The node in CFG can be an individual 3-address instruction, or (usually) a Basic Block(BB).

Basic Block

Basic Blocks are maximal sequences of consecutive three-address instructions with the properties that:

  • It can be entered only at the beginning, i.e. ,the first instruction in the block.
  • It can be exited only at the end

Now we have the following example:

(1) x = input

(2) y = x - 1

(3) z = x * y

(4) if z < x goto (7)

(5) p = x / y

(6) q = p + y

(7) a = q

(8) b = x + a

(9) c = 2*a - b

(10) if p == q goto (12)

(11) goto (3)

(12) return

We can use goto statement to divide the whole sequence into Basic Blocks

BB(1): (1),(2)

BB(2): (3),(4)

BB(3): (5),(6)

BB(4): (7),(8),(9),(10)

BB(5): (11)

BB(6): (12)

The algorithm for this is quite simple, which is not listed in detail here.

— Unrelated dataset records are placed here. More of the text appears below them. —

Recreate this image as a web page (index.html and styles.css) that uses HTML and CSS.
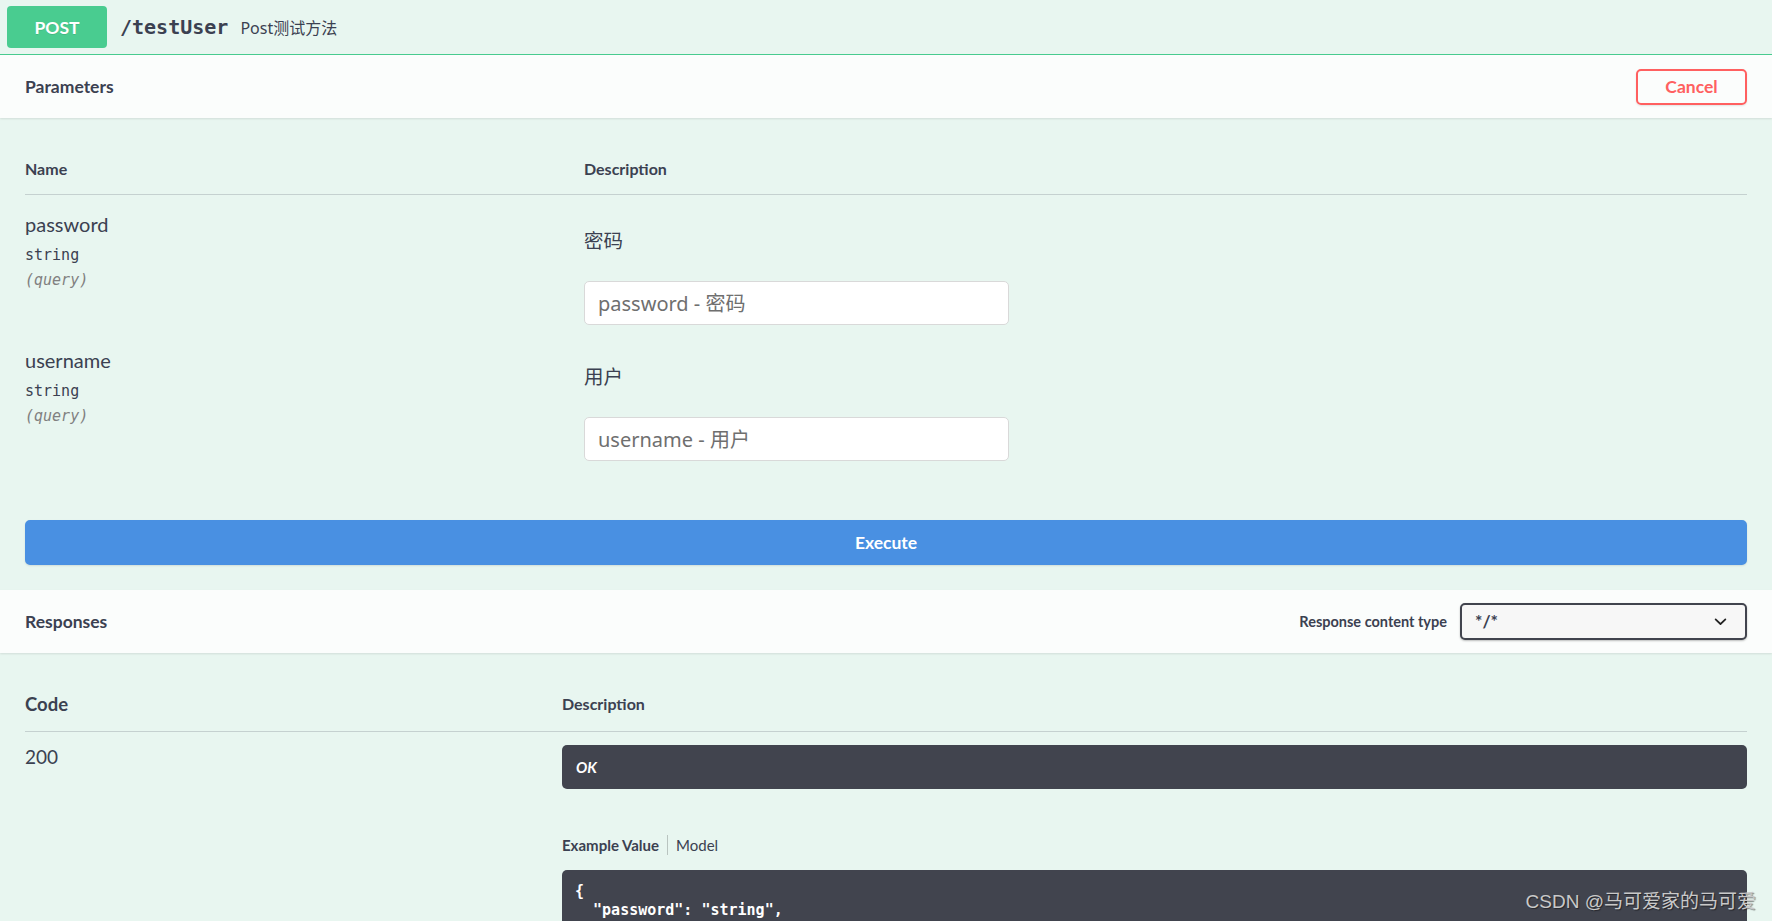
FILE: index.html
```html
<!DOCTYPE html>
<html lang="zh-CN">
<head>
<meta charset="utf-8">
<title>testUser</title>
<link rel="stylesheet" href="styles.css">
</head>
<body>
<div class="opblock">
  <div class="summary">
    <span class="method">POST</span>
    <span class="path">/testUser</span>
    <span class="summary-desc">Post测试方法</span>
  </div>

  <div class="section-header">
    <h4 class="section-title">Parameters</h4>
    <button class="btn-cancel">Cancel</button>
  </div>

  <div class="params">
    <div class="params-head">
      <div class="col-name">Name</div>
      <div class="col-desc">Description</div>
    </div>
    <div class="param-row">
      <div class="col-name">
        <div class="param-name">password</div>
        <div class="param-type">string</div>
        <div class="param-in">(query)</div>
      </div>
      <div class="col-desc">
        <p class="param-text">密码</p>
        <input class="param-input" type="text" placeholder="password - 密码">
      </div>
    </div>
    <div class="param-row">
      <div class="col-name">
        <div class="param-name">username</div>
        <div class="param-type">string</div>
        <div class="param-in">(query)</div>
      </div>
      <div class="col-desc">
        <p class="param-text">用户</p>
        <input class="param-input" type="text" placeholder="username - 用户">
      </div>
    </div>
  </div>

  <div class="execute-wrapper">
    <button class="btn-execute">Execute</button>
  </div>

  <div class="section-header">
    <h4 class="section-title">Responses</h4>
    <div class="content-type">
      <span class="content-type-label">Response content type</span>
      <div class="select">
        <span class="select-value">*/*</span>
        <svg class="chevron" width="25" height="25" viewBox="0 0 20 20"><path d="M13.418 7.859a.695.695 0 01.978 0 .68.68 0 010 .969l-3.908 3.83a.697.697 0 01-.979 0l-3.908-3.83a.68.68 0 010-.969.695.695 0 01.978 0L10 11l3.418-3.141z" fill="#222"/></svg>
      </div>
    </div>
  </div>

  <div class="responses">
    <div class="resp-head">
      <div class="col-code">Code</div>
      <div class="col-rdesc">Description</div>
    </div>
    <div class="resp-row">
      <div class="col-code status">200</div>
      <div class="col-rdesc">
        <div class="resp-markdown"><em>OK</em></div>
        <ul class="tabs">
          <li class="tab tab-active">Example Value</li>
          <li class="tab">Model</li>
        </ul>
<pre class="code">{
  "password": "string",</pre>
      </div>
    </div>
  </div>
</div>
<div class="watermark">CSDN @马可爱家的马可爱</div>
</body>
</html>
```

FILE: styles.css
```css
html, body {
  margin: 0;
  padding: 0;
  height: 921px;
  overflow: hidden;
}

body {
  position: relative;
  background: #ffffff;
  color: #3b4151;
  font-family: "Lato", "Noto Sans CJK SC", sans-serif;
}

.opblock {
  background: rgb(232, 246, 240);
  min-height: 921px;
}

/* summary bar */
.summary {
  display: flex;
  align-items: center;
  padding: 6px 7px;
  border-bottom: 1px solid #49cc90;
}

.method {
  display: flex;
  align-items: center;
  justify-content: center;
  width: 100px;
  height: 42px;
  border-radius: 4px;
  background: #49cc90;
  color: #fff;
  font-size: 17.5px;
  font-weight: 700;
  text-shadow: 0 1px 0 rgba(0, 0, 0, .1);
}

.path {
  padding: 0 12px 0 13px;
  font-family: "DejaVu Sans Mono", monospace;
  font-size: 20px;
  font-weight: 600;
  color: #3b4151;
}

.summary-desc {
  font-family: "Noto Sans", "Noto Sans CJK SC", sans-serif;
  font-size: 16px;
  color: #3b4151;
}

/* section headers */
.section-header {
  display: flex;
  align-items: center;
  justify-content: space-between;
  height: 63px;
  padding: 0 25px;
  background: rgba(255, 255, 255, .8);
  box-shadow: 0 1px 2px rgba(0, 0, 0, .1);
  position: relative;
}

.section-title {
  margin: 0;
  font-size: 17.5px;
  font-weight: 700;
  color: #3b4151;
}

.btn-cancel {
  width: 111px;
  height: 36px;
  background: transparent;
  border: 2.5px solid #ff6060;
  border-radius: 5px;
  color: #ff6060;
  font-family: "Lato", sans-serif;
  font-size: 17.5px;
  font-weight: 700;
  box-shadow: 0 1px 2px rgba(0, 0, 0, .1);
  padding: 0;
}

/* parameters table */
.params {
  padding: 26px 25px 28px;
}

.params-head {
  display: flex;
  padding: 15px 0;
  line-height: 20px;
  font-size: 16px;
  font-weight: 700;
  border-bottom: 1px solid rgba(59, 65, 81, .2);
}

.col-name {
  width: 559px;
  flex: none;
}

.col-desc {
  flex: 1;
}

.param-row {
  display: flex;
  padding: 14px 0 6px;
}

.param-name {
  font-size: 20px;
  line-height: 30px;
  color: #3b4151;
}

.param-type {
  font-family: "DejaVu Sans Mono", monospace;
  font-size: 15px;
  font-weight: 400;
  line-height: 19px;
  padding: 7px 0 6px;
  color: #3b4151;
}

.param-in {
  font-family: "DejaVu Sans Mono", monospace;
  font-size: 15px;
  font-style: italic;
  line-height: 19px;
  color: #808080;
}

.param-text {
  margin: 21px 0 0;
  font-family: "Noto Sans", "Noto Sans CJK SC", sans-serif;
  font-size: 19.5px;
  line-height: 22px;
}

.param-input {
  display: block;
  box-sizing: border-box;
  margin-top: 29px;
  width: 425px;
  height: 44px;
  padding: 0 13px;
  border: 1px solid #d9d9d9;
  border-radius: 5px;
  background: #fff;
  font-family: "Noto Sans", "Noto Sans CJK SC", sans-serif;
  font-size: 20px;
  color: #3b4151;
  outline: none;
}

.param-input::placeholder {
  color: #6f6f6f;
}

/* execute */
.execute-wrapper {
  padding: 25px;
}

.btn-execute {
  display: block;
  width: 100%;
  height: 45px;
  border: 2px solid #4990e2;
  border-radius: 5px;
  background: #4990e2;
  color: #fff;
  font-family: "Lato", sans-serif;
  font-size: 17.5px;
  font-weight: 700;
  box-shadow: 0 1px 2px rgba(0, 0, 0, .1);
}

/* content type */
.content-type {
  display: flex;
  align-items: center;
}

.content-type-label {
  font-size: 14.5px;
  font-weight: 700;
  margin-right: 13px;
}

.select {
  display: flex;
  align-items: center;
  justify-content: space-between;
  box-sizing: border-box;
  width: 287px;
  height: 37px;
  padding: 0 12px 0 13px;
  border: 2.5px solid #41444e;
  border-radius: 5px;
  background: #f7f7f7;
  box-shadow: 0 1px 2px rgba(0, 0, 0, .25);
  font-size: 17.5px;
  font-weight: 700;
  color: #3b4151;
}

.chevron {
  display: block;
}

/* responses */
.responses {
  padding: 25px;
}

.resp-head {
  display: flex;
  align-items: center;
  padding: 15px 0 16px;
  line-height: 22px;
  font-weight: 700;
  border-bottom: 1px solid rgba(59, 65, 81, .2);
}

.resp-head .col-code {
  font-size: 18.5px;
}

.resp-head .col-rdesc {
  font-size: 16px;
}

.col-code {
  width: 537px;
  flex: none;
}

.col-rdesc {
  flex: 1;
}

.resp-row {
  display: flex;
  padding-top: 13px;
}

.status {
  font-size: 19px;
  line-height: 24px;
}

.resp-markdown {
  box-sizing: border-box;
  height: 44px;
  padding: 12px 14px;
  border-radius: 5px;
  background: #41444e;
  color: #fff;
  font-size: 15px;
  line-height: 20px;
}

.resp-markdown em {
  font-weight: 700;
  font-style: italic;
}

.tabs {
  display: flex;
  margin: 46px 0 0;
  padding: 0;
  list-style: none;
  font-size: 15px;
  line-height: 20px;
}

.tab {
  color: #3b4151;
}

.tab-active {
  font-weight: 700;
  padding-right: 8px;
  border-right: 1px solid rgba(0, 0, 0, .2);
  margin-right: 8px;
}

.code {
  margin: 15px 0 0;
  padding: 12px 13px 40px;
  border-radius: 5px;
  background: #41444e;
  color: #fff;
  font-family: "DejaVu Sans Mono", monospace;
  font-size: 15px;
  font-weight: 600;
  line-height: 19px;
}

/* watermark overlay */
.watermark {
  position: absolute;
  right: 16px;
  bottom: 7px;
  font-family: "Liberation Sans", "Noto Sans CJK SC", sans-serif;
  font-size: 19px;
  line-height: 24px;
  color: #c9c9c9;
  text-shadow: 1px 1px 1px rgba(0, 0, 0, .45);
}
```
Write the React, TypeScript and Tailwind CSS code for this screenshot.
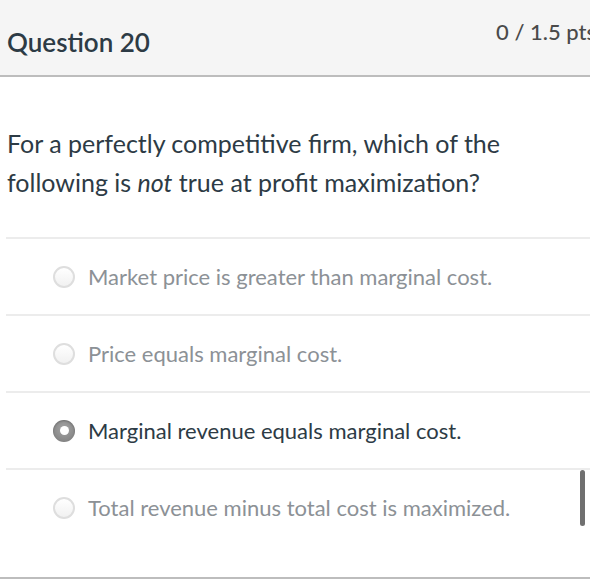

And then we construct the CFG by adding edges to the nodes.

  • There is and edge from Block A to Block B if and only if
    • There is a conditional or unconditional jump from the end of A to the beginning of B.(Sequential Executing is also a conditional jump)

It is normal to replace the jumps to instructions labels by jumps to Basic Blocks.